Michelle McCane is an American politician who has served in the Oklahoma House of Representatives representing the 72nd district since 2024.

== Early life and career==
Michelle McCane was born in Tulsa, Oklahoma, and graduated from Booker T. Washington High School. In 2012, she earned an associates degree from Tulsa Community College. She later graduated from Northeastern State University with a bachelor's degree in 2014 and a master's degree in 2018. She is a citizen of the Muscogee (Creek) Nation.

She started working for Tulsa Public Schools in 2010 and was the 2023-2024 Traice Academy teacher of the year. She is queer.

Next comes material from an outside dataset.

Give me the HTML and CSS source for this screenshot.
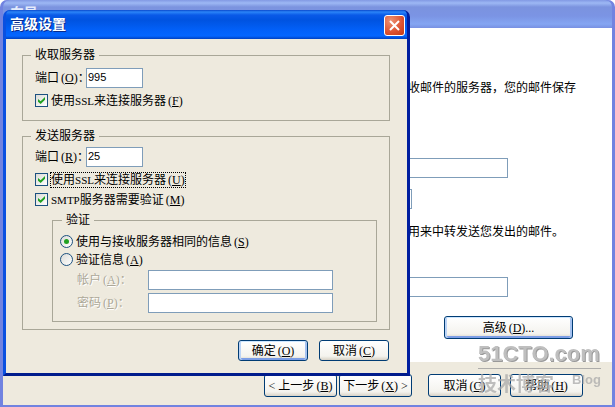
FILE: index.html
```html
<!DOCTYPE html>
<html lang="zh-CN">
<head>
    <meta charset="UTF-8">
    <meta name="viewport" content="width=device-width, initial-scale=1.0">
    <title>高级设置</title>
    <link rel="stylesheet" href="styles.css">
</head>
<body>
    <!-- Account wizard -->
    <main class="wizard">
        <header class="wizard-title">向导</header>
        <div class="wizard-body">
            <div class="wizard-column">
                <p class="hint hint-receive">收邮件的服务器，您的邮件保存</p>
                <input class="text-box receive-server" type="text" aria-label="接收服务器">
                <input class="text-box receive-type" type="text" aria-label="服务器类型">
                <p class="hint hint-send">用来中转发送您发出的邮件。</p>
                <input class="text-box send-server" type="text" aria-label="发送服务器">
                <button class="btn btn-default btn-advanced" type="button">高级<span class="key">(<u>D</u>)...</span></button>
            </div>
        </div>
        <footer class="wizard-footer">
            <div class="step-buttons">
                <button class="btn btn-step" type="button">&lt; 上一步<span class="key">(<u>B</u>)</span></button>
                <button class="btn btn-step" type="button">下一步<span class="key">(<u>X</u>)</span> &gt;</button>
            </div>
            <div class="end-buttons">
                <button class="btn btn-step" type="button">取消<span class="key">(<u>C</u>)</span></button>
                <button class="btn btn-step" type="button">帮助<span class="key">(<u>H</u>)</span></button>
            </div>
        </footer>
    </main>

    <!-- Advanced settings -->
    <form class="dialog" role="dialog" aria-labelledby="dialog-name">
        <header class="dialog-title">
            <h1 id="dialog-name">高级设置</h1>
            <button class="close" type="button" aria-label="关闭">
                <svg viewBox="0 0 19 19" width="19" height="19"><path d="M5 5l9 9M14 5l-9 9" stroke="#fff" stroke-width="2" fill="none"/></svg>
            </button>
        </header>
        <div class="dialog-body">
            <fieldset class="group receive">
                <legend>收取服务器</legend>
                <div class="port">
                    <label for="receive-port">端口<span class="key">(<u>O</u>)</span>：</label>
                    <input class="text-box" id="receive-port" type="text" value="995">
                </div>
                <div class="option">
                    <input type="checkbox" id="receive-ssl" checked>
                    <label for="receive-ssl">使用<span class="latin">SSL</span>来连接服务器<span class="key">(<u>F</u>)</span></label>
                </div>
            </fieldset>

            <fieldset class="group send">
                <legend>发送服务器</legend>
                <div class="port">
                    <label for="send-port">端口<span class="key">(<u>R</u>)</span>：</label>
                    <input class="text-box" id="send-port" type="text" value="25">
                </div>
                <div class="option focused">
                    <input type="checkbox" id="send-ssl" checked>
                    <label for="send-ssl">使用<span class="latin">SSL</span>来连接服务器<span class="key">(<u>U</u>)</span></label>
                </div>
                <div class="option">
                    <input type="checkbox" id="send-auth" checked>
                    <label for="send-auth"><span class="latin">SMTP</span>服务器需要验证<span class="key">(<u>M</u>)</span></label>
                </div>

                <fieldset class="group auth">
                    <legend>验证</legend>
                    <div class="option">
                        <input type="radio" name="auth" id="auth-same" checked>
                        <label for="auth-same">使用与接收服务器相同的信息<span class="key">(<u>S</u>)</span></label>
                    </div>
                    <div class="option">
                        <input type="radio" name="auth" id="auth-other">
                        <label for="auth-other">验证信息<span class="key">(<u>A</u>)</span></label>
                    </div>
                    <div class="login">
                        <label for="account">帐户<span class="key">(<u>A</u>)</span>：</label>
                        <input class="text-box" id="account" type="text" disabled>
                    </div>
                    <div class="login">
                        <label for="password">密码<span class="key">(<u>P</u>)</span>：</label>
                        <input class="text-box" id="password" type="password" disabled>
                    </div>
                </fieldset>
            </fieldset>

            <div class="dialog-buttons">
                <button class="btn btn-default" type="button">确定<span class="key">(<u>O</u>)</span></button>
                <button class="btn" type="button">取消<span class="key">(<u>C</u>)</span></button>
            </div>
        </div>
    </form>

    <!-- Site mark -->
    <div class="mark">
        <div class="mark-name">51CTO.com</div>
        <div class="mark-sub"><span>技术博客</span><span class="mark-blog">Blog</span></div>
    </div>
</body>
</html>
```

FILE: styles.css
```css
* { box-sizing: border-box; }
body { margin: 0; position: relative; font: 12px/14px "Liberation Serif", "Noto Sans CJK SC", serif; color: #000; }
p, h1 { margin: 0; }
input, button { font: inherit; margin: 0; }

/* Shared controls */
.text-box { height: 20px; min-width: 0; padding: 0 1px 2px; border: 1px solid #7f9db9; background: #fff; font: 11px/14px "Liberation Sans", "Noto Sans CJK SC", sans-serif; color: #000; }
.btn { height: 21px; padding: 0; border: 1px solid #003c74; border-radius: 3px; background: linear-gradient(#fff, #f4f3ee 80%, #d8d2c6); color: #000; line-height: 14px; white-space: nowrap; }
.btn-default { box-shadow: inset 0 1px #cee7ff, inset 2px 0 #bcd4f6, inset -2px 0 #a5c2f0, inset 0 -2px #7c9ee6; }
.key { padding-left: 2px; }
.latin { font-size: 11px; line-height: 10px; }

/* Wizard window */
.wizard { min-height: 100vh; display: flex; flex-direction: column; border: solid #7183e0; border-width: 0 3px 2px; border-radius: 7px 7px 0 0; background: #7183e0; }
.wizard-title { height: 28px; padding: 7px 7px 0; border-radius: 7px 7px 0 0; background: linear-gradient(#8299e4, #9db8f4 3px, #7b93df 7px, #7b94e4 16px, #84a5f2 24px, #7890e2); color: #e4ebfc; font-size: 14px; font-weight: bold; }
.wizard-body { flex: 1; display: flex; justify-content: flex-end; background: #fff; }
.wizard-column { width: 312px; display: flex; flex-direction: column; align-items: flex-start; padding: 53px 0 23px; }
.hint { padding-left: 108px; white-space: nowrap; }
.hint-receive { margin-bottom: 63px; }
.receive-server, .send-server { width: 208px; }
.receive-type { width: 112px; margin: 11px 0 16px; }
.hint-send { margin-bottom: 38px; }
.btn-advanced { align-self: flex-end; width: 129px; height: 23px; margin: 19px 39px 0 0; }
.wizard-footer { display: flex; justify-content: flex-end; gap: 16px; padding: 12px 29px 8px 0; background: #eeeade; }
.step-buttons { display: flex; gap: 2px; }
.end-buttons { display: flex; gap: 9px; }
.btn-step { width: 73px; height: 23px; }

/* Dialog window */
.dialog { position: absolute; top: 10px; left: 3px; right: 205px; border: solid #0831d9; border-color: #0040c8 #001ea0 #001c8c #0a50e0; border-width: 0 3px 3px; border-radius: 7px 7px 0 0; background: #0855dd; }
.dialog-title { height: 29px; display: flex; align-items: center; justify-content: space-between; padding: 1px 2px 0 4px; border-radius: 5px 5px 0 0; background: linear-gradient(#0a48cc, #2b85f8 2px, #0a5ae8 5px, #0053e0 10px, #0260f8 20px, #0466ff 26px, #0040c0); }
.dialog-title h1 { color: #fff; font-size: 14px; line-height: 16px; text-shadow: 1px 1px #0a2a8a; }
.close { width: 21px; height: 21px; display: flex; padding: 0; border: 1px solid #fff; border-radius: 3px; background: radial-gradient(circle at 30% 25%, #ee9273, #dc5130 60%, #c23a14); }
.dialog-body { padding: 9px 17px 12px 16px; background: #eeeade; }

.group { min-width: 0; margin: 0; border: 1px solid #a9a798; }
.group legend { height: 14px; margin-left: -4px; padding: 0 4px; }
.receive, .send { display: flex; flex-direction: column; gap: 5px; }
.receive { margin-bottom: 8px; padding: 6px 12px 12px; }
.send { padding: 4px 12px 7px; }
.auth { display: flex; flex-direction: column; gap: 3px; margin: 1px 0 0 17px; padding: 7px 43px 8px 7px; }
.auth legend { margin-left: 2px; }

.port, .option, .login { display: flex; align-items: center; white-space: nowrap; }
.port label { width: 51px; }
.port .text-box { width: 57px; }
.option { height: 15px; gap: 3px; }
.focused label { outline: 1px dotted #000; }
.login { padding-left: 17px; }
.login label { width: 71px; color: #aca899; text-shadow: 1px 1px #fff; }
.login .text-box { flex: 1; }

/* Tick boxes and radios */
.option input { appearance: none; flex: none; width: 13px; height: 13px; display: grid; place-items: center; border: 1px solid #1c5180; background: linear-gradient(135deg, #dcdcd7, #fff); }
.option input[type="radio"] { border-radius: 50%; }
.option input:checked::before { content: ""; width: 7px; height: 7px; background: #21a121; clip-path: polygon(0 30%, 38% 62%, 100% 0, 100% 40%, 38% 100%, 0 68%); }
.option input[type="radio"]:checked::before { width: 5px; height: 5px; border-radius: 50%; clip-path: none; }

.dialog-buttons { display: flex; justify-content: flex-end; gap: 11px; padding: 10px 1px 0 0; }
.dialog-buttons .btn { width: 70px; }

/* Site mark over the lower right corner */
.mark { position: absolute; right: 14px; bottom: 10px; width: 123px; color: #aaa; opacity: 0.75; pointer-events: none; }
.mark-name { border-bottom: 1px solid #999; font: bold 22px/28px "Liberation Sans", sans-serif; text-shadow: 1px 1px #777; }
.mark-sub { display: flex; justify-content: space-between; font: bold 19px/28px "Noto Sans CJK SC", sans-serif; }
.mark-blog { font: bold 13px/22px "Liberation Sans", sans-serif; }
```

She was also the support employee of the year at Edison Middle School 2012-2013 and the McLain High School teacher of the year for 2020-2021.

==Oklahoma House==
McCane filed to run for the Oklahoma House of Representatives in April 2024 in a race to succeed Monroe Nichols, who retired to run for mayor of Tulsa. She primarily faced Adam Martin, a Democrat. During the campaign she received a $2,000 donation from the Muscogee Nation, one of the nation's largest political donations that cycle. She was endorsed by the Tulsa World and won the election with 72% of the vote. She is the first woman to represent the district.